Чехов необыкновенно деликатный писатель. Он говорит: «Я пишу пьесы не для зрителя, а для актёра». Этой фразой Антон Павлович даёт нам необыкновенную свободу. Значит, можно включать свою фантазию и объединять с чеховской. Потому-то нельзя сказать: все герои «Чайки» — отрицательные, раз они живут без Бога. Они такие же, как мы.
— Ищут, ошибаются?
— Аркадина, например, похожа на любую современную актрису. Думает прежде всего о своей работе, своей семье…
Чехов очень тонко говорит: выход есть. Но оптимизм его не кондовый, не в лоб, а какой-то романтичный. Тонкий-тонкий, словно свет.
— Хочешь — принимай, не хочешь — не надо. Почему же Чехов назвал «Чайку» комедией?
— Это интересный вопрос! Очень сложно, сохраняя религиозную глубину, выйти на жанр комедии. Зрителям трудно преодолеть стереотип: Чехов — это философия, классика, значит, смеяться нельзя! Но кое-где они уже начинают смеяться.
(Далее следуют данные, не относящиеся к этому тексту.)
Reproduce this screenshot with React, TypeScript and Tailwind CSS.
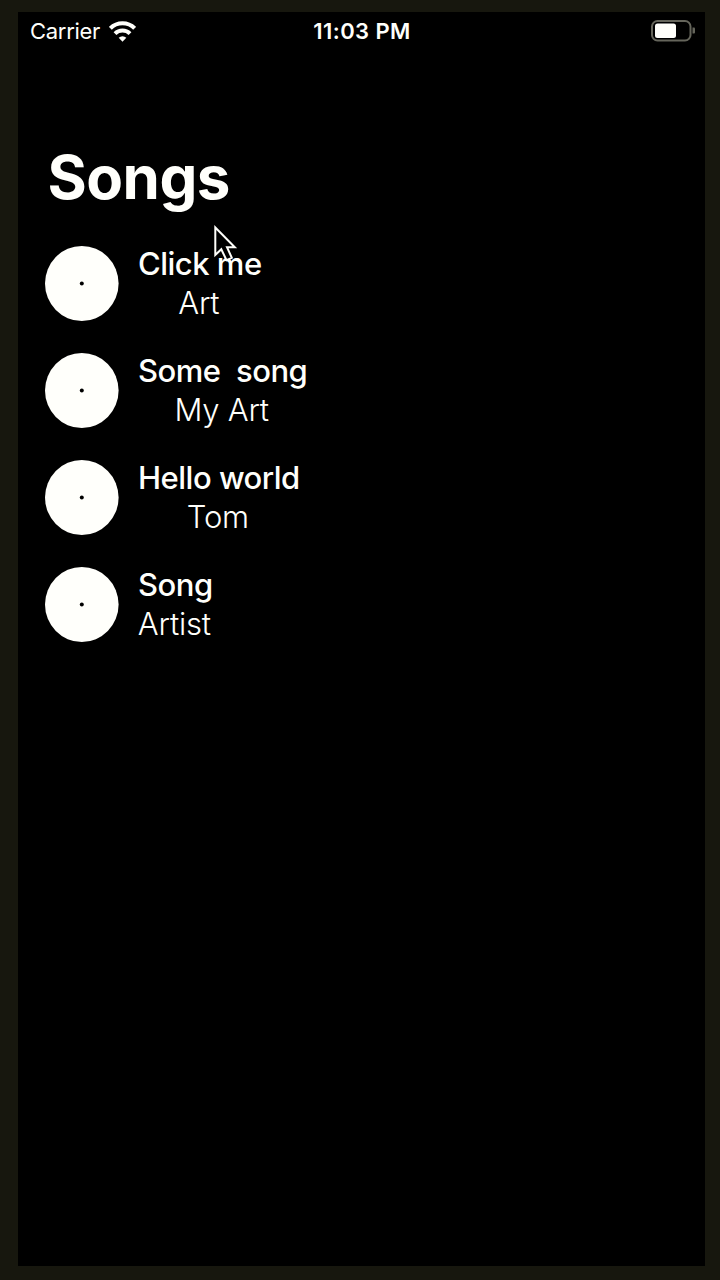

А знаете, вся человеческая жизнь может быть смешна и даже карикатурна, если она далека от Бога. Писал же Гёте «Человеческую комедию». Проблемы, которые ставят материальные люди, смешны. Только вот как это выразить, если мы сами материальны?
— Не знаю.
— Между третьим и четвертым актом в «Чайке» проходит два года. Комедия в том и состоит, что за два года у человека могут поменяться все ценности, рассыпаться или стать смешными. Чеховский юмор надо искать здесь.
Мы же часто смеемся над тем, что было двадцать лет назад, какими мы были глупыми. А тогда плакали, рыдали. «Прошло два года» — это всё равно, что прошло двадцать лет.
На театральной программке напечатаны слова Антона Павловича Чехова: «Теперешняя культура — это начало работы во имя будущего, работы, которая будет продолжаться, быть может, еще десятки тысяч лет, чтобы, хотя в далёком будущем, человечество познало истину настоящего Бога».